Military and War: He enlisted first in Newcastle upon Tyne in the Northumberland Fusiliers, Regimental No. 3772 in February 1914. At the time it was recorded in his Service Record that he appeared to be around 16 or 17 years old, not the 19 years 272 days that he alleged. That was on 9th February 1914. He attested as a farmer’s son from Badwell Ash, Suffolk, height 5′ 11.3″, weight 138.5 lbs, chest 38″ expanding by 3”, grey eyes and light brown hair. In addition to doubts about his age, it was stated that he had defective teeth and that he was unlikely to make an efficient soldier and quoted Kings Regulations Para 392 (iii)(c) which gives exactly that, (unlikely to make an efficient soldier). So it was off back home for Harry on 9th April 1914.
At that time there was concern about the number of volunteers being rejected due to defective teeth when dental treatment could have rendered them fit for service, and later regulations were put in place to arrange for such treatment to be set in place.
Undeterred he went on later to enlist successfully in the 2nd Battalion Suffolk Regiment when war broke out.
His entry in De Ruvigny’s Roll of Honour reads :- “SYMONDS, WILLIAM HARRY, Private, No. 12059, 2nd Battalion Suffolk Regt., 2nd s. of Spencer SYMONDS, of Badwell Ash, Bury St. Edmunds, Farmer, by his wife, Minnie, dau. of the late William Green HATTEN, of Walsham-le-Willows; b. Badwell Ash, 13 May 1894; educ. Albert College, Framlingham; enlisted on the outbreak of war, served with his regt. In France and Flanders, and was killed in action at the battle of Hooge, 16 June, 1915; buried there in Sanctuary Wood. A brass tablet has been erected to his memory in the Parish Church at Badwell Ash.”
The 5th Corps, the 3rd Division attacked Bellewaarde Farm, Y Wood and the trench system between them to the East of Ypres on the 16th June 1915. The leading troops got forward so quickly they came under fire from our own guns. The 2nd Suffolks were being held in reserve and came in on the back end of the battle. At nightfall “B” Company was told off to dig a trench linking Y Wood with an adjacent culvert on the Menin Road. They had their first taste of gas shells but completed their task before day-break. They then spent 4 days consolidating the line and the gruesome task of clearing up the battle field. On the 16th, the battalion had 5 men killed; none have an identified grave which is why Harry William is commemorated on the Menin Gate.
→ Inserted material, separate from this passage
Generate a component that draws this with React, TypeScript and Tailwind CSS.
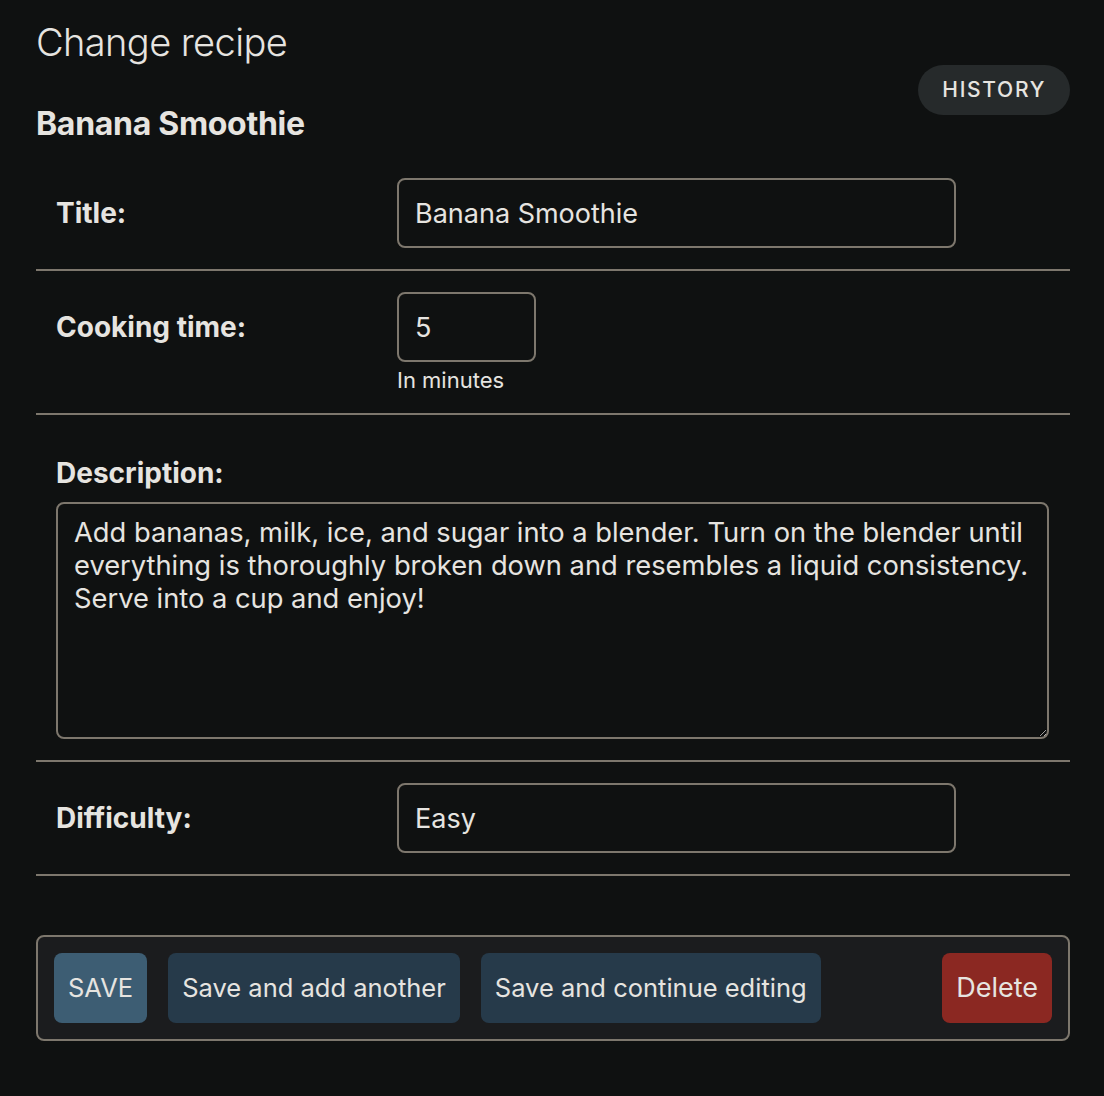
import React from "react";

const font = { fontFamily: "Inter, 'Noto Sans', sans-serif" };

function Row({ label, children }: { label: string; children: React.ReactNode }) {
  return (
    <div className="flex border-b-2 border-[#7d776d] px-5 py-[21px]">
      <label className="w-[341px] shrink-0 h-[70px] flex items-center text-[28px] font-bold">
        {label}
      </label>
      <div className="flex flex-col">{children}</div>
    </div>
  );
}

export default function App() {
  return (
    <div
      className="min-h-[1096px] w-[1104px] bg-[#0f1111] text-[#e6e4e0] pl-9 pr-[34px] pt-[18px]"
      style={font}
    >
      <h1 className="text-[38px] font-light leading-[48px] tracking-[-0.6px]">Change recipe</h1>
      <div className="flex justify-between items-start">
        <h2 className="text-[32px] font-bold leading-[40px] mt-[38px] tracking-[-0.3px]">
          Banana Smoothie
        </h2>
        <button className="mt-[-1px] h-[50px] px-[24px] rounded-full bg-[#262a2b] text-[21px] font-medium tracking-[1.7px]">
          HISTORY
        </button>
      </div>

      <div className="mt-[13px]">
        <Row label="Title:">
          <input
            defaultValue="Banana Smoothie"
            className="w-[559px] h-[70px] rounded-lg border-2 border-[#7d776d] bg-[#0f1111] px-4 text-[27px] outline-none"
          />
        </Row>

        <div className="flex border-b-2 border-[#7d776d] px-5 pt-[21px] pb-[20px]">
          <label className="w-[341px] shrink-0 h-[70px] flex items-center text-[28px] font-bold">
            Cooking time:
          </label>
          <div className="flex flex-col">
            <input
              defaultValue="5"
              className="w-[139px] h-[70px] rounded-lg border-2 border-[#7d776d] bg-[#0f1111] px-4 text-[27px] outline-none"
            />
            <span className="text-[22px] leading-[26px] mt-[5px]">In minutes</span>
          </div>
        </div>

        <div className="border-b-2 border-[#7d776d] px-5 pt-[39px] pb-[21px]">
          <label className="block text-[28px] font-bold leading-[38px]">Description:</label>
          <textarea
            defaultValue="Add bananas, milk, ice, and sugar into a blender. Turn on the blender until everything is thoroughly broken down and resembles a liquid consistency. Serve into a cup and enjoy!"
            className="mt-[10px] block w-[993px] h-[237px] rounded-lg border-2 border-[#7d776d] bg-[#0f1111] px-4 py-[12px] text-[27.3px] leading-[33px] outline-none"
          />
        </div>

        <Row label="Difficulty:">
          <input
            defaultValue="Easy"
            className="w-[559px] h-[70px] rounded-lg border-2 border-[#7d776d] bg-[#0f1111] px-4 text-[27px] outline-none"
          />
        </Row>
      </div>

      <div className="mt-[59px] flex items-center gap-[21px] rounded-lg border-2 border-[#7d776d] bg-[#1b1c1e] px-4 py-4">
        <button className="h-[70px] px-[14px] rounded-lg bg-[#3d5d73] text-[25.5px]">SAVE</button>
        <button className="h-[70px] px-[14px] rounded-lg bg-[#263a4a] text-[25.5px]">
          Save and add another
        </button>
        <button className="h-[70px] px-[14px] rounded-lg bg-[#263a4a] text-[25.5px]">
          Save and continue editing
        </button>
        <button className="ml-auto h-[70px] px-[14px] rounded-lg bg-[#8b2822] text-[27px]">
          Delete
        </button>
      </div>
    </div>
  );
}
The Menin Gate: The Menin Gate is one of four memorials to the missing in Belgian Flanders which cover the area known as the Ypres Salient. Broadly speaking, the Salient stretched from Langemarck in the north to the northern edge in Ploegsteert Wood in the south, but it varied in area and shape throughout the war.
The site of the Menin Gate was chosen because of the hundreds of thousands of men who passed through it on their way to the battlefields. It commemorates casualties from the forces of Australia, Canada, India, South Africa and United Kingdom who died in the Salient but, in the case of United Kingdom casualties, only those prior 16 August 1917 (with some exceptions). United Kingdom and New Zealand servicemen who died after that date are named on the memorial at Tyne Cot, a site which marks the furthest point reached by Commonwealth forces in Belgium until nearly the end of the war. New Zealand casualties that died prior to 16 August 1917 are commemorated on memorials at Buttes New British Cemetery and Messines Ridge British Cemetery.
The Ypres (Menin Gate) Memorial now bears the names of more than 54,000 officers and men whose graves are not known. The memorial, designed by Sir Reginald Blomfield with sculpture by Sir William Reid-Dick, was unveiled by Lord Plumer on 24 July 1927.